**** Source material

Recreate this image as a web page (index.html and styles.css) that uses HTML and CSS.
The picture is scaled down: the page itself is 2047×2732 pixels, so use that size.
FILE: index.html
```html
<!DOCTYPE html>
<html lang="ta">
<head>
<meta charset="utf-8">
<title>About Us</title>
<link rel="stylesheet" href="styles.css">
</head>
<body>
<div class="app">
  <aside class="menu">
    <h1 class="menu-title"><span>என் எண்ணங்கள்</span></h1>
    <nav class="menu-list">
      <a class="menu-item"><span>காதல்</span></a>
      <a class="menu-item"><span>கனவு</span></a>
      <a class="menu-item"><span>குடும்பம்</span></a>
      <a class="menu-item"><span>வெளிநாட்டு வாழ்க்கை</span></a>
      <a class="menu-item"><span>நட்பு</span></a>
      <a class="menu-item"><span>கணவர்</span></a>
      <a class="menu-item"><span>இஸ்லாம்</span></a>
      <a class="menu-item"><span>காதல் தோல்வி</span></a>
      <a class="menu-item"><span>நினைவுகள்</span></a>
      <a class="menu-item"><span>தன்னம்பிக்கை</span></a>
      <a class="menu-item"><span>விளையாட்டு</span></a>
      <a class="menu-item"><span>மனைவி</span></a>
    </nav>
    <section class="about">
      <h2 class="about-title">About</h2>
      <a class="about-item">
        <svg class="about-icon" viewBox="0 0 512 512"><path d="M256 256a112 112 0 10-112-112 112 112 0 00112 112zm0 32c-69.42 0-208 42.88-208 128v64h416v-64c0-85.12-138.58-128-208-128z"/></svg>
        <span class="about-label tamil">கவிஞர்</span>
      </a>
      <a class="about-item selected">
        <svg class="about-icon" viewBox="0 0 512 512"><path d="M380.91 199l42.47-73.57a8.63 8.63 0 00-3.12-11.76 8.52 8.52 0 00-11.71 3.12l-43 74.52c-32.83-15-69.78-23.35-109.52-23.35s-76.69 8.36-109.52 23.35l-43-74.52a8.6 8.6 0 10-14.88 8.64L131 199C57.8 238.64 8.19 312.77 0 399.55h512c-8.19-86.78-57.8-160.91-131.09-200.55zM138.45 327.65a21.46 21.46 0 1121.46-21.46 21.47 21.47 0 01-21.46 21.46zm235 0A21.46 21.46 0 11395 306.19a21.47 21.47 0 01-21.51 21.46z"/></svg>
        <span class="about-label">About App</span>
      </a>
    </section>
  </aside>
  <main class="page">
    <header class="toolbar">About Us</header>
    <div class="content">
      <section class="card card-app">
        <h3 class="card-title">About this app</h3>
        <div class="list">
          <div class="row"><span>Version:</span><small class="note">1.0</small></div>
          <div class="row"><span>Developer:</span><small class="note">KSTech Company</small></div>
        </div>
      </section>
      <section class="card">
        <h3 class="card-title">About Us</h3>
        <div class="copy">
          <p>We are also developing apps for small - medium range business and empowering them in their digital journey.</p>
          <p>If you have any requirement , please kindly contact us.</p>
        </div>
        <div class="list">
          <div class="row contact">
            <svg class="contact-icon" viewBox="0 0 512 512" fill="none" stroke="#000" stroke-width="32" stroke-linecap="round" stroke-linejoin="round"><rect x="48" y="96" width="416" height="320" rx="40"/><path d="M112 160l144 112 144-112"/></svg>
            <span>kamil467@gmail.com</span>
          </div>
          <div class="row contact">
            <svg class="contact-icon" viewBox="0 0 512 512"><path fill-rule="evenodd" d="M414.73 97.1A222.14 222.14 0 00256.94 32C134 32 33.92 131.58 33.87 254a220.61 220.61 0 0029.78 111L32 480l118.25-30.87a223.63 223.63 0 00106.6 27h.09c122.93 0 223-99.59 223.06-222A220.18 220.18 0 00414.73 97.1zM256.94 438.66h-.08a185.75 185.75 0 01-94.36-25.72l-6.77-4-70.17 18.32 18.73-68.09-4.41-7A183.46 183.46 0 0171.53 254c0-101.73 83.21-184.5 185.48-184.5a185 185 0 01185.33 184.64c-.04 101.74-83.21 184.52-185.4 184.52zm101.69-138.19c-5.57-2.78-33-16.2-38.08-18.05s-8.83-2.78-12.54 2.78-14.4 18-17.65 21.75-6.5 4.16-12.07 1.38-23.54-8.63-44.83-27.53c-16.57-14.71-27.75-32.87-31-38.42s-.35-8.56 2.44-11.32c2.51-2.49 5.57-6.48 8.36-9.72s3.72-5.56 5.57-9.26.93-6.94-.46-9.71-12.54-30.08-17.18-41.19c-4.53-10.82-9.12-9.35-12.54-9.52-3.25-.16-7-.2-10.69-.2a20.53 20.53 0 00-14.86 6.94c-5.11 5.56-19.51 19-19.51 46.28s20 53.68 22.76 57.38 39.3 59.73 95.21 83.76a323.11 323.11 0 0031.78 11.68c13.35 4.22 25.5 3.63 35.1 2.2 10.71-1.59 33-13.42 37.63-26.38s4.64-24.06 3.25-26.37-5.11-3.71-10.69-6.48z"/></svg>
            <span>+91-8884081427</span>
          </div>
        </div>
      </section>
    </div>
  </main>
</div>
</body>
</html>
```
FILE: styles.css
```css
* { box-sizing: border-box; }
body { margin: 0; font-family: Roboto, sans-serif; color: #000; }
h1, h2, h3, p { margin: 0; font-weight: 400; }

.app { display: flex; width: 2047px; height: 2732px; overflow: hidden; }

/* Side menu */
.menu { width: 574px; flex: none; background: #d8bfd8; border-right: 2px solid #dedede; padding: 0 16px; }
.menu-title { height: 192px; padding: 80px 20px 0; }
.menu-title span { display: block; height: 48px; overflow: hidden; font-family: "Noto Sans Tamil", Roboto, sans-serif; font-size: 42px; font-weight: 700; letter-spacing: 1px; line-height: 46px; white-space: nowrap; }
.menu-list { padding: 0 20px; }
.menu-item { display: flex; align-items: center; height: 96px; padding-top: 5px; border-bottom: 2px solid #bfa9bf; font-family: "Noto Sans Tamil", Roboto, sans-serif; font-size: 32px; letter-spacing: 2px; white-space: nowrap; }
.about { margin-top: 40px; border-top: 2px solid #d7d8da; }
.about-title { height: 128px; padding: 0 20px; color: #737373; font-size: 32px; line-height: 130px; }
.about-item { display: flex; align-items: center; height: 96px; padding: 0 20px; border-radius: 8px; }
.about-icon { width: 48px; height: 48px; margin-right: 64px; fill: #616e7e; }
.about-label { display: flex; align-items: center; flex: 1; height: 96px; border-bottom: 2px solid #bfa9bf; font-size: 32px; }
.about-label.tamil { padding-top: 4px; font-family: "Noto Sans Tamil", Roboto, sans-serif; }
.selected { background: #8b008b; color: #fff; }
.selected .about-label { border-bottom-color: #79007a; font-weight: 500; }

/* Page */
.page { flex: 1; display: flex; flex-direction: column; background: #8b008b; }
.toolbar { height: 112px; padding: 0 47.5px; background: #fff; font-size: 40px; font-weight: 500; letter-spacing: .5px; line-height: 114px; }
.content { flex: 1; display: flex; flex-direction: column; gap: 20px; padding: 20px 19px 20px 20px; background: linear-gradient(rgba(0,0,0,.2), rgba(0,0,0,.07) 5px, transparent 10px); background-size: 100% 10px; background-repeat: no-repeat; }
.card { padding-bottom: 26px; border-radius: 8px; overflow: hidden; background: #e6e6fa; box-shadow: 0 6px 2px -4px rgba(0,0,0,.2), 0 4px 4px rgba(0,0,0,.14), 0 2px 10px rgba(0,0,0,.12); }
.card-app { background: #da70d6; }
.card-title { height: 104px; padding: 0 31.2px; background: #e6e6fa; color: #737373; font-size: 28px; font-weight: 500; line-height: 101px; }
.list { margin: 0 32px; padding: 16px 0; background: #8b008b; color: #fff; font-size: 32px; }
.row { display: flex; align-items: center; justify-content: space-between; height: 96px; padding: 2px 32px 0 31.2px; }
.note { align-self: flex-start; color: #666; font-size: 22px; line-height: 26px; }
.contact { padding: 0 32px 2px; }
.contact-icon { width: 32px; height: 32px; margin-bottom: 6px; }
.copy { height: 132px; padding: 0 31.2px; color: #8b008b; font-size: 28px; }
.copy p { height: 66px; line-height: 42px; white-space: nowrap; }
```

********

Written request: Which lines of the data include "index"? Copy each of them.

Response below:
Recreate this image as a web page (index.html and styles.css) that uses HTML and CSS.
FILE: index.html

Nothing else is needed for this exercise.